====== GIVEN RECORDS

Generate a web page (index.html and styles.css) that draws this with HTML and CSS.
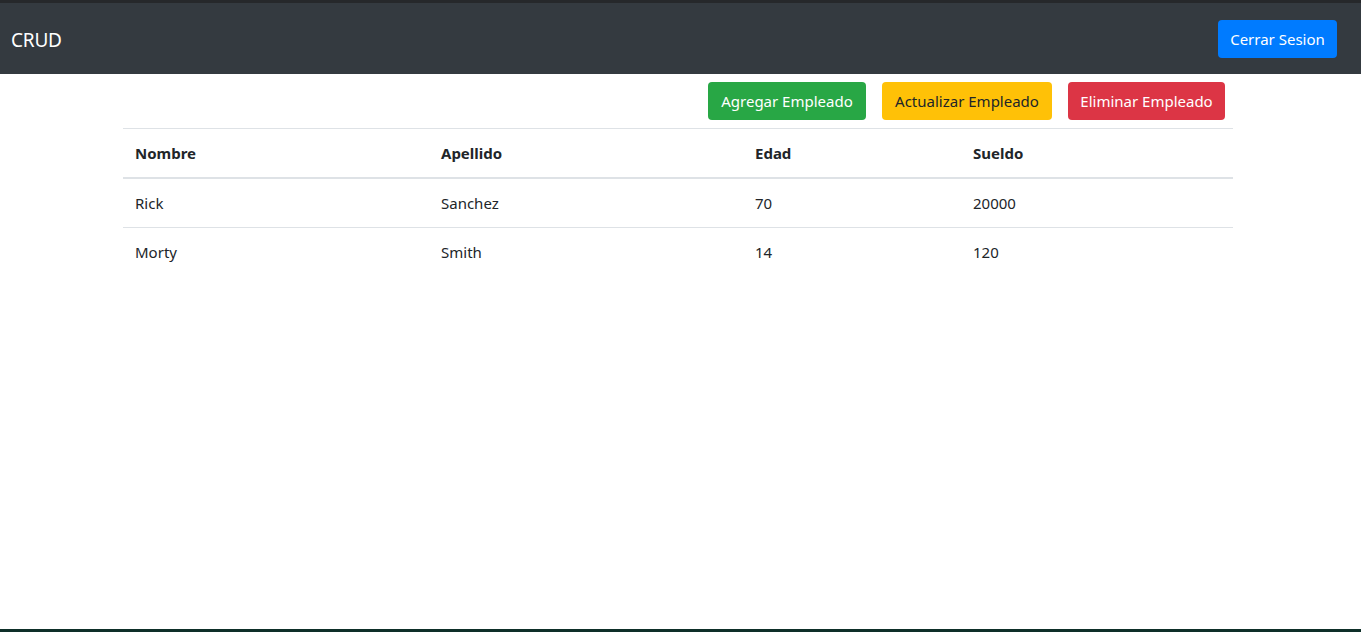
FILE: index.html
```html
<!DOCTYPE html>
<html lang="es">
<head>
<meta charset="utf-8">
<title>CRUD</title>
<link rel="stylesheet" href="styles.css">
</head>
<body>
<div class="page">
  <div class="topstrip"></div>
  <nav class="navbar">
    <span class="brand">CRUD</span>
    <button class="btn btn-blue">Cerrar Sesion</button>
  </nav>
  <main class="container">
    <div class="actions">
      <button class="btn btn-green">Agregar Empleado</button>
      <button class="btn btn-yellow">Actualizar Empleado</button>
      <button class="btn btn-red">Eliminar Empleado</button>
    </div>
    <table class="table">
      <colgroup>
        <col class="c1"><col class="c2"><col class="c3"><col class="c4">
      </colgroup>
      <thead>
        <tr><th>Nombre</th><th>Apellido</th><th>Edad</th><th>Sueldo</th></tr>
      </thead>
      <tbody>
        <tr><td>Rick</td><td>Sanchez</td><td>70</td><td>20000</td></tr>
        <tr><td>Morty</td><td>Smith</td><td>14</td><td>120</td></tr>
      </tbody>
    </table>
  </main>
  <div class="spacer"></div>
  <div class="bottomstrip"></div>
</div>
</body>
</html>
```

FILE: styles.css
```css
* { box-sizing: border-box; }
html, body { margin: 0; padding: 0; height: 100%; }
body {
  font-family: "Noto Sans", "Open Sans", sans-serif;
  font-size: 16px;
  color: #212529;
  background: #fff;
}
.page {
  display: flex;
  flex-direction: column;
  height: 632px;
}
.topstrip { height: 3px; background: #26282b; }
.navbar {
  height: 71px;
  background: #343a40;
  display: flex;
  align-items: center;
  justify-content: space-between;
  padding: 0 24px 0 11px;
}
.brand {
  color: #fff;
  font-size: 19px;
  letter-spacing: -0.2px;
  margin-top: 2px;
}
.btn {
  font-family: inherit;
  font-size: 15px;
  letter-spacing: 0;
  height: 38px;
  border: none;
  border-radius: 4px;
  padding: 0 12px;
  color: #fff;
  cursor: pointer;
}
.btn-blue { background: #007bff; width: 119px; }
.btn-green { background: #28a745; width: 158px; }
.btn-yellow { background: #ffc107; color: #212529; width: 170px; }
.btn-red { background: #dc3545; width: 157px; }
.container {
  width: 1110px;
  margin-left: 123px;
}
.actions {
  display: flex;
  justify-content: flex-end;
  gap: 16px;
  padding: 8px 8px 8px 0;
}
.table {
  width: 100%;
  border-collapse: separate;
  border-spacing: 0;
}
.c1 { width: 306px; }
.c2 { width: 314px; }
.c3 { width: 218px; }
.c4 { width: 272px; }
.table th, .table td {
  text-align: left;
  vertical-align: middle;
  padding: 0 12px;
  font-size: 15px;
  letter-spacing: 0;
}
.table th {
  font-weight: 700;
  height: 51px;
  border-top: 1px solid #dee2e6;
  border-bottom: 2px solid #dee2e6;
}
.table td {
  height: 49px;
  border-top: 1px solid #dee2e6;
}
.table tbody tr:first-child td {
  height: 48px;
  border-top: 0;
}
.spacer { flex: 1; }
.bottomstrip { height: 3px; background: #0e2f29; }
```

============
====== GIVEN RECORDS

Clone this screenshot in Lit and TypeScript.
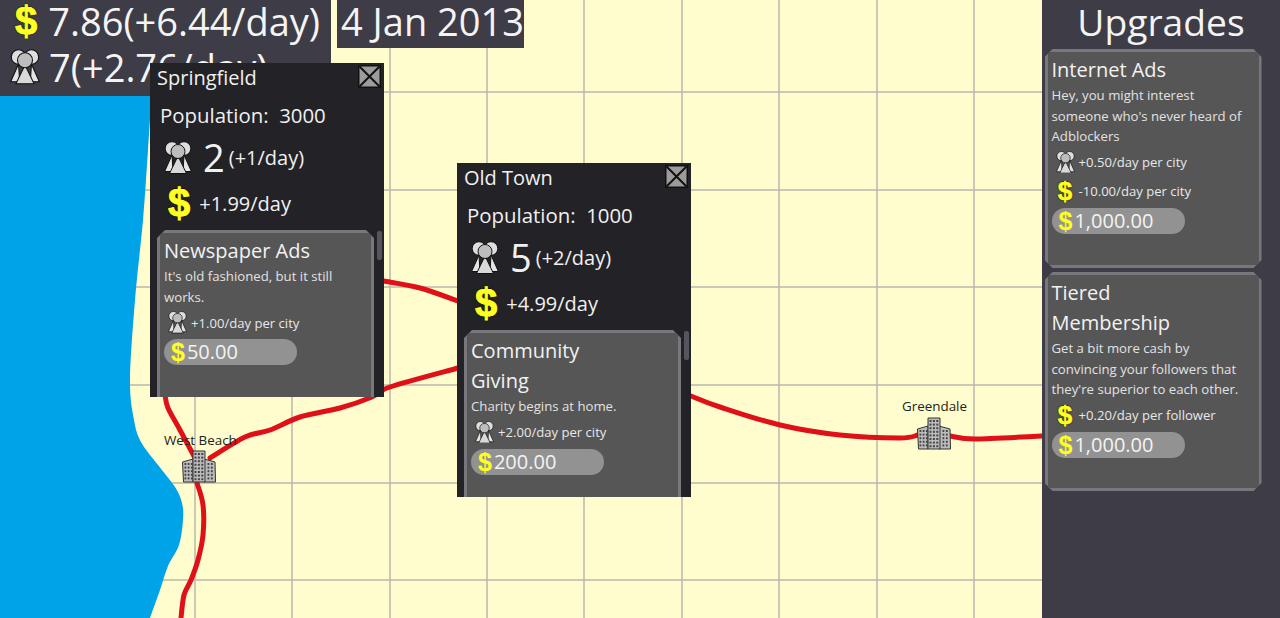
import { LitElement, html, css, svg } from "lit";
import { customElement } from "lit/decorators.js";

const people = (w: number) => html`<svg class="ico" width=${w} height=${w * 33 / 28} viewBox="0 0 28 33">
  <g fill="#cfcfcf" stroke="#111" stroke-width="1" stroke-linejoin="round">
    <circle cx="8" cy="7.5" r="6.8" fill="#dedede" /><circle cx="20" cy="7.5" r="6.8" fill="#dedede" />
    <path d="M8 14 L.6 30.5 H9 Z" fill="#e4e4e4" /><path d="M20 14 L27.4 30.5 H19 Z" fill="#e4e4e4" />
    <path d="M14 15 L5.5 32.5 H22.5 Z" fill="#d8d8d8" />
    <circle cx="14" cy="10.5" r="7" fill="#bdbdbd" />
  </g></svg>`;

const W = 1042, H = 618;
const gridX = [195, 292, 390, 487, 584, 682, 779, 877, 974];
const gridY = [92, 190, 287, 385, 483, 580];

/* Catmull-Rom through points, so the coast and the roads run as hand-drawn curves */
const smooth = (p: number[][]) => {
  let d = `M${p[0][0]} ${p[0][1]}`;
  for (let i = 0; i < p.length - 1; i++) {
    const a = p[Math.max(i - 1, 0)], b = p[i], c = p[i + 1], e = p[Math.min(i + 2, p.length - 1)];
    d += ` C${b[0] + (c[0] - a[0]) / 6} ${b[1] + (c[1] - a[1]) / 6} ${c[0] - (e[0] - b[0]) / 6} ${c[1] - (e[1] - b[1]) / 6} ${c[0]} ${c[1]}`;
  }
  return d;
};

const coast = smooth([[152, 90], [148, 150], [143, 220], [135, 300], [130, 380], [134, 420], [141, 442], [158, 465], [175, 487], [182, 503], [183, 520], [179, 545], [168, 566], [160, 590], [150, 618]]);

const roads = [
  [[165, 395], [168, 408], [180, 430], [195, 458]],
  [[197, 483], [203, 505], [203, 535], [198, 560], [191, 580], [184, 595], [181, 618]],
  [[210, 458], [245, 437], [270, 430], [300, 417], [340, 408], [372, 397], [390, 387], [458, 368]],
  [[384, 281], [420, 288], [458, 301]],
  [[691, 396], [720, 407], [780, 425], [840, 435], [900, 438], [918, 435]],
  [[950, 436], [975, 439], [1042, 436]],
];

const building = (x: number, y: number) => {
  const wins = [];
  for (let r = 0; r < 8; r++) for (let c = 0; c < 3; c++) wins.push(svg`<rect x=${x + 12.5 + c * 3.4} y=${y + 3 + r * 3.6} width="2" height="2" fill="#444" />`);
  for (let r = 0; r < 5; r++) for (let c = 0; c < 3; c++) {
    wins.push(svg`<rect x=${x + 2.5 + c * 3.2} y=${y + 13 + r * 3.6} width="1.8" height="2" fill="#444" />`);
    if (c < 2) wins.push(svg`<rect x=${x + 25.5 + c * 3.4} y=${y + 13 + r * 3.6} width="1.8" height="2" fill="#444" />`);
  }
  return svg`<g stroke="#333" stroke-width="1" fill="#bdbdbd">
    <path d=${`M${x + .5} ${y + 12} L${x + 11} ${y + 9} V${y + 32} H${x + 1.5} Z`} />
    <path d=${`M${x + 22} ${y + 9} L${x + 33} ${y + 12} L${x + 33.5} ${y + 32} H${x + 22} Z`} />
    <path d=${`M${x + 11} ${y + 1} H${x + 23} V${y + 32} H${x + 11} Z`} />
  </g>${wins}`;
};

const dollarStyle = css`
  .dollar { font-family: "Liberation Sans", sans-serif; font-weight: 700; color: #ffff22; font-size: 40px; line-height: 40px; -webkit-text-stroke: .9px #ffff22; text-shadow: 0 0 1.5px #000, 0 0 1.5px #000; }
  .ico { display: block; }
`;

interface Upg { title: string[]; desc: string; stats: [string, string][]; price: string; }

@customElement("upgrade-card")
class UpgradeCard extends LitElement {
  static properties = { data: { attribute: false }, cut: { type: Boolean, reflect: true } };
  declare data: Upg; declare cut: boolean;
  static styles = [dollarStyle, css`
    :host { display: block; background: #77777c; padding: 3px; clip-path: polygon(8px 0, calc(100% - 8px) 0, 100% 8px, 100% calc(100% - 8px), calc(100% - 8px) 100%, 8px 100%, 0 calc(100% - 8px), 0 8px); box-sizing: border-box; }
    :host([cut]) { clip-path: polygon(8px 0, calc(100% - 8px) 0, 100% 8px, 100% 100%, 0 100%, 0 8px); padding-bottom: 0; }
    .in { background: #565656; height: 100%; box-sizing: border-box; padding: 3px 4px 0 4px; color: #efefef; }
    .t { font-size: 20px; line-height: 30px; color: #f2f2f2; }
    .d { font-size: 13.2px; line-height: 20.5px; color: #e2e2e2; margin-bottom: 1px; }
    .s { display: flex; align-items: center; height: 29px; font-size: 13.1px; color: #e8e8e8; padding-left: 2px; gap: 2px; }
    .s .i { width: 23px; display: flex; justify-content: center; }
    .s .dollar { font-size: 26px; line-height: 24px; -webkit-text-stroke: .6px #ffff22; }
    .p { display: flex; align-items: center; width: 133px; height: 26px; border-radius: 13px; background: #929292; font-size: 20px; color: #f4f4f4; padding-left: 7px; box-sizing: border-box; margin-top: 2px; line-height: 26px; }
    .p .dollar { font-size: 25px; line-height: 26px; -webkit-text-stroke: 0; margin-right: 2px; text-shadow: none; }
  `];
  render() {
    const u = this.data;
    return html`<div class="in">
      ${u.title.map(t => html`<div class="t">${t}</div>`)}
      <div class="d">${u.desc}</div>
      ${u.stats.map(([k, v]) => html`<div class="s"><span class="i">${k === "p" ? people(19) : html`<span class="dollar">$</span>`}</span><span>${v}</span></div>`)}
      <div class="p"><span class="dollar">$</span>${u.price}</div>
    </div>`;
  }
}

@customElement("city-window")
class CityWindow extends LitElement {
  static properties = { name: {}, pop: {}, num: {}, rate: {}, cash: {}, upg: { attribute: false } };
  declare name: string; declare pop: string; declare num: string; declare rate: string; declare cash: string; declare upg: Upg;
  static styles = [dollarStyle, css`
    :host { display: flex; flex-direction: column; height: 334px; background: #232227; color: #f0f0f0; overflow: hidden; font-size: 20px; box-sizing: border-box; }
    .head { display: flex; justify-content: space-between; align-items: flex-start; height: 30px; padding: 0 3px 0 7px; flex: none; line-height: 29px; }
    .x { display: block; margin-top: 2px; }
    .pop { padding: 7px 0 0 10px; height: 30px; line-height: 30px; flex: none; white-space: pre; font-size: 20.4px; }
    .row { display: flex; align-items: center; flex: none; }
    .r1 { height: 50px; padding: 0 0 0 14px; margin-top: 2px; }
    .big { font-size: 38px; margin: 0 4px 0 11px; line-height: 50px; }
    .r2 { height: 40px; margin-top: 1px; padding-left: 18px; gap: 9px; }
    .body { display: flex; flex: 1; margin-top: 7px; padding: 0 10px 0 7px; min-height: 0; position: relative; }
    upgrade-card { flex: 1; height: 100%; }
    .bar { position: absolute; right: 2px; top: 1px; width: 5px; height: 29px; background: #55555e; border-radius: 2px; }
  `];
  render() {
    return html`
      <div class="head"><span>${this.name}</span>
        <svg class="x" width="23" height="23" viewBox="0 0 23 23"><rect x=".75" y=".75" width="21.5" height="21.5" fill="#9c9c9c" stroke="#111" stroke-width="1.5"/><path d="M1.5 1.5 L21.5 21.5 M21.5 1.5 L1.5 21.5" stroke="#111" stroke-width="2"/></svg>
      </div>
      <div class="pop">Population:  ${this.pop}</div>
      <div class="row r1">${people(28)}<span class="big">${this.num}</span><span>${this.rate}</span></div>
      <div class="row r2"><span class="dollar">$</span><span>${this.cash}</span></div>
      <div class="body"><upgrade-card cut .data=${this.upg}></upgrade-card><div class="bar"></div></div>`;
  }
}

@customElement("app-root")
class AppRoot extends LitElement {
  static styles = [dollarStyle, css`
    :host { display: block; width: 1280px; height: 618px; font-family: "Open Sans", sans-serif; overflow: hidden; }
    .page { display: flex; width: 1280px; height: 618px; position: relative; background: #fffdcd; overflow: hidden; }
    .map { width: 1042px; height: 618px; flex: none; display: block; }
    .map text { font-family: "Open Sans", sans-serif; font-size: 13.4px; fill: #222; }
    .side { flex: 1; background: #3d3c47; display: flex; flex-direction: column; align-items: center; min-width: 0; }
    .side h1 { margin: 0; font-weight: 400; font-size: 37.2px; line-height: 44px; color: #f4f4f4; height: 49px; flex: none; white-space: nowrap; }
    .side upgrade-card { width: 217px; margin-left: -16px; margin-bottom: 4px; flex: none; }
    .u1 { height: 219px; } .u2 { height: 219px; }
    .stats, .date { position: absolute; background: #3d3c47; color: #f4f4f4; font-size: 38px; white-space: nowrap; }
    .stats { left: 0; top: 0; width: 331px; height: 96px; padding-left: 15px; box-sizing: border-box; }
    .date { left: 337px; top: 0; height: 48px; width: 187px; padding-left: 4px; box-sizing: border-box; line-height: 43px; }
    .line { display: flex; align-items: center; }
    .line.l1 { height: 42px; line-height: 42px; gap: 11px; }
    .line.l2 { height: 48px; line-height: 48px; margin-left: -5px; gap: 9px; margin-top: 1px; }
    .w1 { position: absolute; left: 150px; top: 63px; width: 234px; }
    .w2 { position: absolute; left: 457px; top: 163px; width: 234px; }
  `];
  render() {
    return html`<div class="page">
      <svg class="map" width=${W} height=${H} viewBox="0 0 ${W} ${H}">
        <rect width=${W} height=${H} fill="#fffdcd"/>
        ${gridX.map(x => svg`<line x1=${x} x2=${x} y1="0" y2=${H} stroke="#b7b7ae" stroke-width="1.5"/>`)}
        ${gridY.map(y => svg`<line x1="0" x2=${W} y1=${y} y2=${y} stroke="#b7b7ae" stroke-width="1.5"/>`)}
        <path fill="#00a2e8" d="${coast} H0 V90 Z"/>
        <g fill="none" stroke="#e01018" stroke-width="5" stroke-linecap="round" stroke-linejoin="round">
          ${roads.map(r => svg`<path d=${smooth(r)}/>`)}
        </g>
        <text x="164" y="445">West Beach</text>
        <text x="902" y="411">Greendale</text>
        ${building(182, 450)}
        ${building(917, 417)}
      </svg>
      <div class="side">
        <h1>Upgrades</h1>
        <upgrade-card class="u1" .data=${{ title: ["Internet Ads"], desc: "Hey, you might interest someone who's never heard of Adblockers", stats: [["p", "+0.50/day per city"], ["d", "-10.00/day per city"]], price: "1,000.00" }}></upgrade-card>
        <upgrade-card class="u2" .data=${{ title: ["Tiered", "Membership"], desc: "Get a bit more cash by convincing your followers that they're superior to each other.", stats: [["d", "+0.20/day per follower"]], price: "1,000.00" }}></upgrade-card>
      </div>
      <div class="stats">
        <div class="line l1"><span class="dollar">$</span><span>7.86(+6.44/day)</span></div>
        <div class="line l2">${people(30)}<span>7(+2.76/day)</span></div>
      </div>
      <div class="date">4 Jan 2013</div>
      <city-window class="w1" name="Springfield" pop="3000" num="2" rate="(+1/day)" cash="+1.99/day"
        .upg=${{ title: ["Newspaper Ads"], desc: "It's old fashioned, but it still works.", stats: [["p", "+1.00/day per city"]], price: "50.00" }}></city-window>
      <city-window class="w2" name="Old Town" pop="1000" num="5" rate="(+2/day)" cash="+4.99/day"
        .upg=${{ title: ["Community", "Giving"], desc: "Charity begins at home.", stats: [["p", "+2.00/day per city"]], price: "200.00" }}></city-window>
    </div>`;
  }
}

============
====== GIVEN RECORDS

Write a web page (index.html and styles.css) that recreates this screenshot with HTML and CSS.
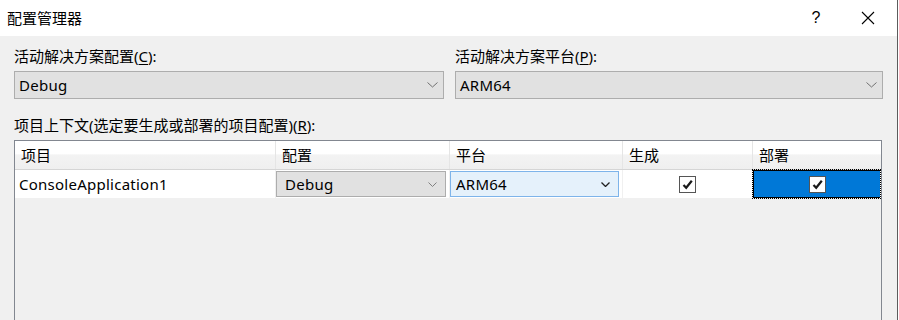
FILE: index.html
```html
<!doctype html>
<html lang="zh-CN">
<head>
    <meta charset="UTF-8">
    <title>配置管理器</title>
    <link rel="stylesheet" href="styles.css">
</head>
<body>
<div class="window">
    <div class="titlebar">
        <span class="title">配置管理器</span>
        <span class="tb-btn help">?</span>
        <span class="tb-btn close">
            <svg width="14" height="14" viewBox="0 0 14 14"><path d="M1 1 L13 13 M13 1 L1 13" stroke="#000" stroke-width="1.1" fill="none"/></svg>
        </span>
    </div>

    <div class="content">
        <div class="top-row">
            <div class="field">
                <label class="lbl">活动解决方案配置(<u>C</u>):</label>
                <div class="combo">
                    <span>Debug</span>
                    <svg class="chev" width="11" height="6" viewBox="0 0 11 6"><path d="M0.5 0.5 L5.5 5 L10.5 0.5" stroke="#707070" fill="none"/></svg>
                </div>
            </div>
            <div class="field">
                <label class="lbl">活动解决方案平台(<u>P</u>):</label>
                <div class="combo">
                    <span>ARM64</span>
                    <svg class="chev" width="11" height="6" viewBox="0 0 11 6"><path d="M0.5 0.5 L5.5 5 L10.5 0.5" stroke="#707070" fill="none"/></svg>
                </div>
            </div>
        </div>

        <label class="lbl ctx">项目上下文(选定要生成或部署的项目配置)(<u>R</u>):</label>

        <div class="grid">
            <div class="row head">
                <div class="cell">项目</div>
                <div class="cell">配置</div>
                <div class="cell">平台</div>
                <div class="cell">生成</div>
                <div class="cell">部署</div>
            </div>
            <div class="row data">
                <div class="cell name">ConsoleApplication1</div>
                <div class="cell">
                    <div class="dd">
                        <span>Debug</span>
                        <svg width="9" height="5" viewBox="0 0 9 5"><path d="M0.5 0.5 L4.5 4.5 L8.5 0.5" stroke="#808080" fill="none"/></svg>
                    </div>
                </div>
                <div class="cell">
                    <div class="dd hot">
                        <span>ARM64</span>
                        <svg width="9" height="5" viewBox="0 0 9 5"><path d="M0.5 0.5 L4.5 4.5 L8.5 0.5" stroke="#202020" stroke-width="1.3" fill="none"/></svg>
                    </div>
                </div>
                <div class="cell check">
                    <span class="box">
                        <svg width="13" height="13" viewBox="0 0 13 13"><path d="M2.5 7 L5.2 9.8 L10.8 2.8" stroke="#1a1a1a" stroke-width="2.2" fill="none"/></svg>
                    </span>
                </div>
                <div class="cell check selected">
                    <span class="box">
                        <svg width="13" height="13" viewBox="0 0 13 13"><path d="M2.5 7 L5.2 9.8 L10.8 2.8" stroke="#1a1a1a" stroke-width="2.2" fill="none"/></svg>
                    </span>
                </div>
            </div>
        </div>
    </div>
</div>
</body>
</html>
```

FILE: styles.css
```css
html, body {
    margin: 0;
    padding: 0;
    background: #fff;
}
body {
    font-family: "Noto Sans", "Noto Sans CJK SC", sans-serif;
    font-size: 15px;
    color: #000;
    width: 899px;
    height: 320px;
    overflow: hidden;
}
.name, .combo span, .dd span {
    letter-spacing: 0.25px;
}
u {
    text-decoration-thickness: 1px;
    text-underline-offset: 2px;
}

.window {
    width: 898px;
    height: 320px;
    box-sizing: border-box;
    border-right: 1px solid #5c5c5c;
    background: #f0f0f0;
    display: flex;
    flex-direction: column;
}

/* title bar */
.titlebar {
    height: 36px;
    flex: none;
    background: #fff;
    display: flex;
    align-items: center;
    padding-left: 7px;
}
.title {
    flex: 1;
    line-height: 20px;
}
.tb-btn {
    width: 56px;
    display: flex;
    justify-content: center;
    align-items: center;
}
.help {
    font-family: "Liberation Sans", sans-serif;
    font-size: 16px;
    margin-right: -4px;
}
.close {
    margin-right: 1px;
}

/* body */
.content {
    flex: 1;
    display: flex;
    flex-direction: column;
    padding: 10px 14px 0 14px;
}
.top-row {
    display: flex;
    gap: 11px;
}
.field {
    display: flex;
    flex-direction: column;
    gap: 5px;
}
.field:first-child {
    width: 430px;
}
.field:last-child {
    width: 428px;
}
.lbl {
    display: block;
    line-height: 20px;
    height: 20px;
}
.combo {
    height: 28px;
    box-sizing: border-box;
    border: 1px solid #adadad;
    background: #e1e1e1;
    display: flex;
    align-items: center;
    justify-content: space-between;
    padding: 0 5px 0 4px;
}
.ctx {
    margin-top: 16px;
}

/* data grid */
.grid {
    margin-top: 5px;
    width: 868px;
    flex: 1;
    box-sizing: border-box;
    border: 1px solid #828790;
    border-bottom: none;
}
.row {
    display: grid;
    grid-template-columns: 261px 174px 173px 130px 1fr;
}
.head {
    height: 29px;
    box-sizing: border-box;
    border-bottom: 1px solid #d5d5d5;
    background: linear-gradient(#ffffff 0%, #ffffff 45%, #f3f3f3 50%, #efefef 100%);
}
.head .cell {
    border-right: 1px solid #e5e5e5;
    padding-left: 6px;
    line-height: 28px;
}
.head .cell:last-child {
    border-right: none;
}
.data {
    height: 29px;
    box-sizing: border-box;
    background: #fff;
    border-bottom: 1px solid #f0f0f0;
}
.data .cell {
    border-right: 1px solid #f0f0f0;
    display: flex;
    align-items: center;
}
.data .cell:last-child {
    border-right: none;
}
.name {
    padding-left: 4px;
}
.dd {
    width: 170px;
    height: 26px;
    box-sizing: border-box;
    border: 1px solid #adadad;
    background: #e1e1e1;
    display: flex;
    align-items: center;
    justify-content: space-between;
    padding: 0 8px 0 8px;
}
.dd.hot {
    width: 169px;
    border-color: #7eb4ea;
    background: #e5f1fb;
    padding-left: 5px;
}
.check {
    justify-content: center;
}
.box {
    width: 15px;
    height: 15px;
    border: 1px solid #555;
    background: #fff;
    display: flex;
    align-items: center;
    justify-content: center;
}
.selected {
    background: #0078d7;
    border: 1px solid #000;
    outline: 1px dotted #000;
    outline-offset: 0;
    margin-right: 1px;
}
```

============

▶ EXERCISE DIRECTIONS: From the data above, show each line that contains "screenshot".

▶ FULL RESPONSE:
Clone this screenshot in Lit and TypeScript.
Write a web page (index.html and styles.css) that recreates this screenshot with HTML and CSS.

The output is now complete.